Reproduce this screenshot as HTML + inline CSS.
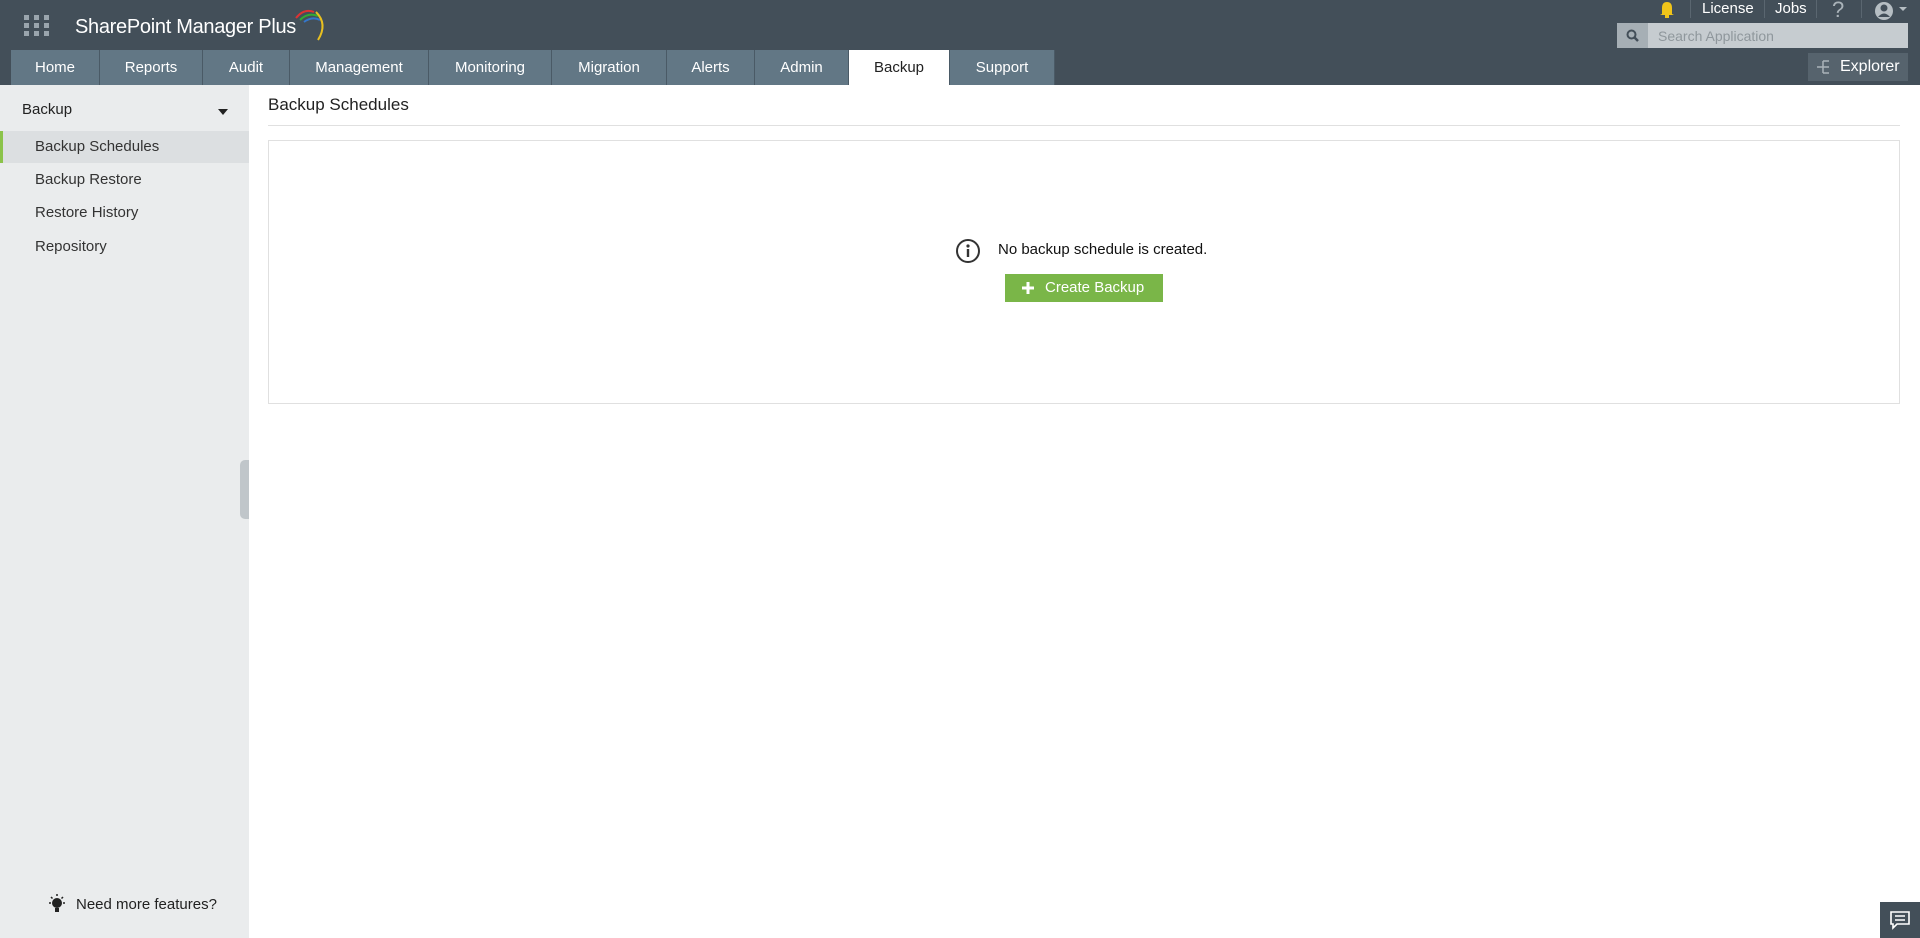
<!DOCTYPE html>
<html><head><meta charset="utf-8"><style>
*{margin:0;padding:0;box-sizing:border-box}
body{width:1920px;height:938px;overflow:hidden;font-family:"Liberation Sans",sans-serif;background:#fff;position:relative}
.hdr{position:absolute;left:0;top:0;width:1920px;height:85px;background:#434f59}
.tabs{position:absolute;left:11px;top:50px;height:35px;display:flex}
.tab{height:35px;line-height:35px;background:#627785;color:#fff;font-size:15px;text-align:center;border-right:1px solid #4a5a66}
.tab.on{background:#fff;color:#222}
.side{position:absolute;left:0;top:85px;width:249px;height:853px;background:#eaeced}
.abs{position:absolute}
</style></head><body>
<div class="hdr">
 <svg class="abs" style="left:24px;top:15px" width="25" height="22"><g fill="#9aa5ad">
 <rect x="0" y="0" width="5" height="5"/><rect x="10" y="0" width="5" height="5"/><rect x="20" y="0" width="5" height="5"/>
 <rect x="0" y="8" width="5" height="5"/><rect x="10" y="8" width="5" height="5"/><rect x="20" y="8" width="5" height="5"/>
 <rect x="0" y="16" width="5" height="5"/><rect x="10" y="16" width="5" height="5"/><rect x="20" y="16" width="5" height="5"/></g></svg>
 <div class="abs" style="left:75px;top:16px;color:#fff;font-size:20px;letter-spacing:-0.3px">SharePoint Manager Plus</div>
 <svg class="abs" style="left:294px;top:6px" width="36" height="36" fill="none" stroke-width="2">
 <path d="M2 12 Q10 2 20 6" stroke="#d33"/><path d="M6 14 Q14 6 24 10" stroke="#3a3"/><path d="M10 16 Q18 10 26 14" stroke="#37c"/><path d="M22 6 Q34 18 24 34" stroke="#e8c020"/></svg>
 <div class="tabs">
  <div class="tab" style="width:89px">Home</div><div class="tab" style="width:103px">Reports</div><div class="tab" style="width:87px">Audit</div><div class="tab" style="width:139px">Management</div><div class="tab" style="width:123px">Monitoring</div><div class="tab" style="width:115px">Migration</div><div class="tab" style="width:88px">Alerts</div><div class="tab" style="width:94px">Admin</div><div class="tab on" style="width:101px">Backup</div><div class="tab" style="width:105px">Support</div>
 </div>
 <svg class="abs" style="left:1658px;top:0" width="18" height="18"><path d="M4 14 V8 Q4 2 9 2 Q14 2 14 8 V14 L16 15 H2 Z" fill="#f0c419"/><rect x="7" y="15" width="4" height="3" fill="#f0c419"/></svg>
 <div class="abs" style="left:1690px;top:0;width:1px;height:18px;background:#5a6670"></div>
 <div class="abs" style="left:1702px;top:0;color:#fff;font-size:15px">License</div>
 <div class="abs" style="left:1764px;top:0;width:1px;height:18px;background:#5a6670"></div>
 <div class="abs" style="left:1775px;top:0;color:#fff;font-size:15px">Jobs</div>
 <div class="abs" style="left:1816px;top:0;width:1px;height:18px;background:#5a6670"></div>
 <div class="abs" style="left:1832px;top:-3px;color:#aab3b9;font-size:22px">?</div>
 <div class="abs" style="left:1861px;top:0;width:1px;height:18px;background:#5a6670"></div>
 <svg class="abs" style="left:1874px;top:0" width="40" height="22"><circle cx="10" cy="11" r="9" fill="#b6bec3"/><circle cx="10" cy="8" r="3.5" fill="#434f59"/><path d="M4 17 Q10 10 16 17" fill="#434f59"/><path d="M25 7 L33 7 L29 11Z" fill="#b6bec3"/></svg>
 <div class="abs" style="left:1617px;top:23px;width:291px;height:25px;background:#c6ccd0"></div>
 <div class="abs" style="left:1617px;top:23px;width:31px;height:25px;background:#a6afb5"></div>
 <svg class="abs" style="left:1626px;top:29px" width="14" height="14"><circle cx="5.5" cy="5.5" r="4" stroke="#434f59" stroke-width="2" fill="none"/><path d="M8.5 8.5 L12 12" stroke="#434f59" stroke-width="2.5"/></svg>
 <div class="abs" style="left:1658px;top:28px;color:#8f979c;font-size:14px">Search Application</div>
 <div class="abs" style="left:1808px;top:53px;width:100px;height:28px;background:#56636d"></div>
 <svg class="abs" style="left:1816px;top:59px" width="18" height="16" stroke="#aab3b9" fill="none" stroke-width="1.5"><path d="M1 8H7M7 2V14M7 2H13M7 8H13M7 14H13"/></svg>
 <div class="abs" style="left:1840px;top:58px;color:#fff;font-size:16px">Explorer</div>
</div>
<div class="side">
 <div class="abs" style="left:22px;top:16px;font-size:15px;color:#222">Backup</div>
 <div class="abs" style="left:218px;top:24px;border:5px solid transparent;border-top:6px solid #222;border-bottom:0"></div>
 <div class="abs" style="left:0;top:46px;width:249px;height:32px;background:#dcdfe1;border-left:3px solid #8bc34a"></div>
 <div class="abs" style="left:35px;top:53px;font-size:15px;color:#333">Backup Schedules</div>
 <div class="abs" style="left:35px;top:86px;font-size:15px;color:#333">Backup Restore</div>
 <div class="abs" style="left:35px;top:119px;font-size:15px;color:#333">Restore History</div>
 <div class="abs" style="left:35px;top:153px;font-size:15px;color:#333">Repository</div>
 <svg class="abs" style="left:48px;top:809px" width="18" height="20"><circle cx="9" cy="9" r="5" fill="#222"/><rect x="7" y="14" width="4" height="4" fill="#222"/><g stroke="#222" stroke-width="1.5"><path d="M9 0V2M1 9H3M15 9H17M3 3L4.5 4.5M15 3L13.5 4.5"/></g></svg>
 <div class="abs" style="left:76px;top:811px;font-size:15px;color:#222">Need more features?</div>
</div>
<div class="abs" style="left:240px;top:460px;width:9px;height:59px;background:#c0c6ca;border-radius:5px 0 0 5px"></div>
<div class="abs" style="left:268px;top:95px;font-size:17px;color:#222">Backup Schedules</div>
<div class="abs" style="left:268px;top:125px;width:1632px;height:1px;background:#e0e0e0"></div>
<div class="abs" style="left:268px;top:140px;width:1632px;height:264px;border:1px solid #e0e0e0"></div>
<svg class="abs" style="left:955px;top:238px" width="26" height="26"><circle cx="13" cy="13" r="11" stroke="#333" stroke-width="2" fill="none"/><circle cx="13" cy="8" r="1.6" fill="#333"/><rect x="11.8" y="11" width="2.4" height="8" fill="#333"/></svg>
<div class="abs" style="left:998px;top:241px;font-size:15px;color:#111">No backup schedule is created.</div>
<div class="abs" style="left:1005px;top:274px;width:158px;height:28px;background:#7ab648"></div>
<svg class="abs" style="left:1022px;top:282px" width="12" height="12"><path d="M6 0V12M0 6H12" stroke="#fff" stroke-width="3"/></svg>
<div class="abs" style="left:1045px;top:279px;font-size:15px;color:#fff">Create Backup</div>
<div class="abs" style="left:1880px;top:902px;width:40px;height:36px;background:#434f59"></div>
<svg class="abs" style="left:1889px;top:910px" width="22" height="20" fill="none" stroke="#fff" stroke-width="1.6"><path d="M2 2H20V14H8L4 18V14H2Z"/><path d="M6 6H16M6 10H16"/></svg>
</body></html>
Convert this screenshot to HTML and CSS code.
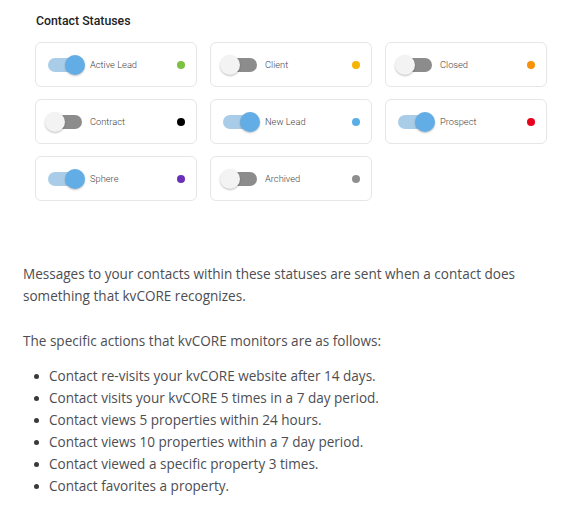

**EXERCISE OBJECTIVE**
Skip every picture and transcribe the data above exactly.

**ANSWER**
Reproduce this screenshot as HTML + inline CSS.
<!DOCTYPE html>
<html><head><meta charset="utf-8"><style>
*{margin:0;padding:0;box-sizing:border-box}
body{width:1920px;height:938px;overflow:hidden;font-family:"Liberation Sans",sans-serif;background:#fff;position:relative}
.hdr{position:absolute;left:0;top:0;width:1920px;height:85px;background:#434f59}
.tabs{position:absolute;left:11px;top:50px;height:35px;display:flex}
.tab{height:35px;line-height:35px;background:#627785;color:#fff;font-size:15px;text-align:center;border-right:1px solid #4a5a66}
.tab.on{background:#fff;color:#222}
.side{position:absolute;left:0;top:85px;width:249px;height:853px;background:#eaeced}
.abs{position:absolute}
</style></head><body>
<div class="hdr">
 <svg class="abs" style="left:24px;top:15px" width="25" height="22"><g fill="#9aa5ad">
 <rect x="0" y="0" width="5" height="5"/><rect x="10" y="0" width="5" height="5"/><rect x="20" y="0" width="5" height="5"/>
 <rect x="0" y="8" width="5" height="5"/><rect x="10" y="8" width="5" height="5"/><rect x="20" y="8" width="5" height="5"/>
 <rect x="0" y="16" width="5" height="5"/><rect x="10" y="16" width="5" height="5"/><rect x="20" y="16" width="5" height="5"/></g></svg>
 <div class="abs" style="left:75px;top:16px;color:#fff;font-size:20px;letter-spacing:-0.3px">SharePoint Manager Plus</div>
 <svg class="abs" style="left:294px;top:6px" width="36" height="36" fill="none" stroke-width="2">
 <path d="M2 12 Q10 2 20 6" stroke="#d33"/><path d="M6 14 Q14 6 24 10" stroke="#3a3"/><path d="M10 16 Q18 10 26 14" stroke="#37c"/><path d="M22 6 Q34 18 24 34" stroke="#e8c020"/></svg>
 <div class="tabs">
  <div class="tab" style="width:89px">Home</div><div class="tab" style="width:103px">Reports</div><div class="tab" style="width:87px">Audit</div><div class="tab" style="width:139px">Management</div><div class="tab" style="width:123px">Monitoring</div><div class="tab" style="width:115px">Migration</div><div class="tab" style="width:88px">Alerts</div><div class="tab" style="width:94px">Admin</div><div class="tab on" style="width:101px">Backup</div><div class="tab" style="width:105px">Support</div>
 </div>
 <svg class="abs" style="left:1658px;top:0" width="18" height="18"><path d="M4 14 V8 Q4 2 9 2 Q14 2 14 8 V14 L16 15 H2 Z" fill="#f0c419"/><rect x="7" y="15" width="4" height="3" fill="#f0c419"/></svg>
 <div class="abs" style="left:1690px;top:0;width:1px;height:18px;background:#5a6670"></div>
 <div class="abs" style="left:1702px;top:0;color:#fff;font-size:15px">License</div>
 <div class="abs" style="left:1764px;top:0;width:1px;height:18px;background:#5a6670"></div>
 <div class="abs" style="left:1775px;top:0;color:#fff;font-size:15px">Jobs</div>
 <div class="abs" style="left:1816px;top:0;width:1px;height:18px;background:#5a6670"></div>
 <div class="abs" style="left:1832px;top:-3px;color:#aab3b9;font-size:22px">?</div>
 <div class="abs" style="left:1861px;top:0;width:1px;height:18px;background:#5a6670"></div>
 <svg class="abs" style="left:1874px;top:0" width="40" height="22"><circle cx="10" cy="11" r="9" fill="#b6bec3"/><circle cx="10" cy="8" r="3.5" fill="#434f59"/><path d="M4 17 Q10 10 16 17" fill="#434f59"/><path d="M25 7 L33 7 L29 11Z" fill="#b6bec3"/></svg>
 <div class="abs" style="left:1617px;top:23px;width:291px;height:25px;background:#c6ccd0"></div>
 <div class="abs" style="left:1617px;top:23px;width:31px;height:25px;background:#a6afb5"></div>
 <svg class="abs" style="left:1626px;top:29px" width="14" height="14"><circle cx="5.5" cy="5.5" r="4" stroke="#434f59" stroke-width="2" fill="none"/><path d="M8.5 8.5 L12 12" stroke="#434f59" stroke-width="2.5"/></svg>
 <div class="abs" style="left:1658px;top:28px;color:#8f979c;font-size:14px">Search Application</div>
 <div class="abs" style="left:1808px;top:53px;width:100px;height:28px;background:#56636d"></div>
 <svg class="abs" style="left:1816px;top:59px" width="18" height="16" stroke="#aab3b9" fill="none" stroke-width="1.5"><path d="M1 8H7M7 2V14M7 2H13M7 8H13M7 14H13"/></svg>
 <div class="abs" style="left:1840px;top:58px;color:#fff;font-size:16px">Explorer</div>
</div>
<div class="side">
 <div class="abs" style="left:22px;top:16px;font-size:15px;color:#222">Backup</div>
 <div class="abs" style="left:218px;top:24px;border:5px solid transparent;border-top:6px solid #222;border-bottom:0"></div>
 <div class="abs" style="left:0;top:46px;width:249px;height:32px;background:#dcdfe1;border-left:3px solid #8bc34a"></div>
 <div class="abs" style="left:35px;top:53px;font-size:15px;color:#333">Backup Schedules</div>
 <div class="abs" style="left:35px;top:86px;font-size:15px;color:#333">Backup Restore</div>
 <div class="abs" style="left:35px;top:119px;font-size:15px;color:#333">Restore History</div>
 <div class="abs" style="left:35px;top:153px;font-size:15px;color:#333">Repository</div>
 <svg class="abs" style="left:48px;top:809px" width="18" height="20"><circle cx="9" cy="9" r="5" fill="#222"/><rect x="7" y="14" width="4" height="4" fill="#222"/><g stroke="#222" stroke-width="1.5"><path d="M9 0V2M1 9H3M15 9H17M3 3L4.5 4.5M15 3L13.5 4.5"/></g></svg>
 <div class="abs" style="left:76px;top:811px;font-size:15px;color:#222">Need more features?</div>
</div>
<div class="abs" style="left:240px;top:460px;width:9px;height:59px;background:#c0c6ca;border-radius:5px 0 0 5px"></div>
<div class="abs" style="left:268px;top:95px;font-size:17px;color:#222">Backup Schedules</div>
<div class="abs" style="left:268px;top:125px;width:1632px;height:1px;background:#e0e0e0"></div>
<div class="abs" style="left:268px;top:140px;width:1632px;height:264px;border:1px solid #e0e0e0"></div>
<svg class="abs" style="left:955px;top:238px" width="26" height="26"><circle cx="13" cy="13" r="11" stroke="#333" stroke-width="2" fill="none"/><circle cx="13" cy="8" r="1.6" fill="#333"/><rect x="11.8" y="11" width="2.4" height="8" fill="#333"/></svg>
<div class="abs" style="left:998px;top:241px;font-size:15px;color:#111">No backup schedule is created.</div>
<div class="abs" style="left:1005px;top:274px;width:158px;height:28px;background:#7ab648"></div>
<svg class="abs" style="left:1022px;top:282px" width="12" height="12"><path d="M6 0V12M0 6H12" stroke="#fff" stroke-width="3"/></svg>
<div class="abs" style="left:1045px;top:279px;font-size:15px;color:#fff">Create Backup</div>
<div class="abs" style="left:1880px;top:902px;width:40px;height:36px;background:#434f59"></div>
<svg class="abs" style="left:1889px;top:910px" width="22" height="20" fill="none" stroke="#fff" stroke-width="1.6"><path d="M2 2H20V14H8L4 18V14H2Z"/><path d="M6 6H16M6 10H16"/></svg>
</body></html>
Convert this screenshot to HTML and CSS code.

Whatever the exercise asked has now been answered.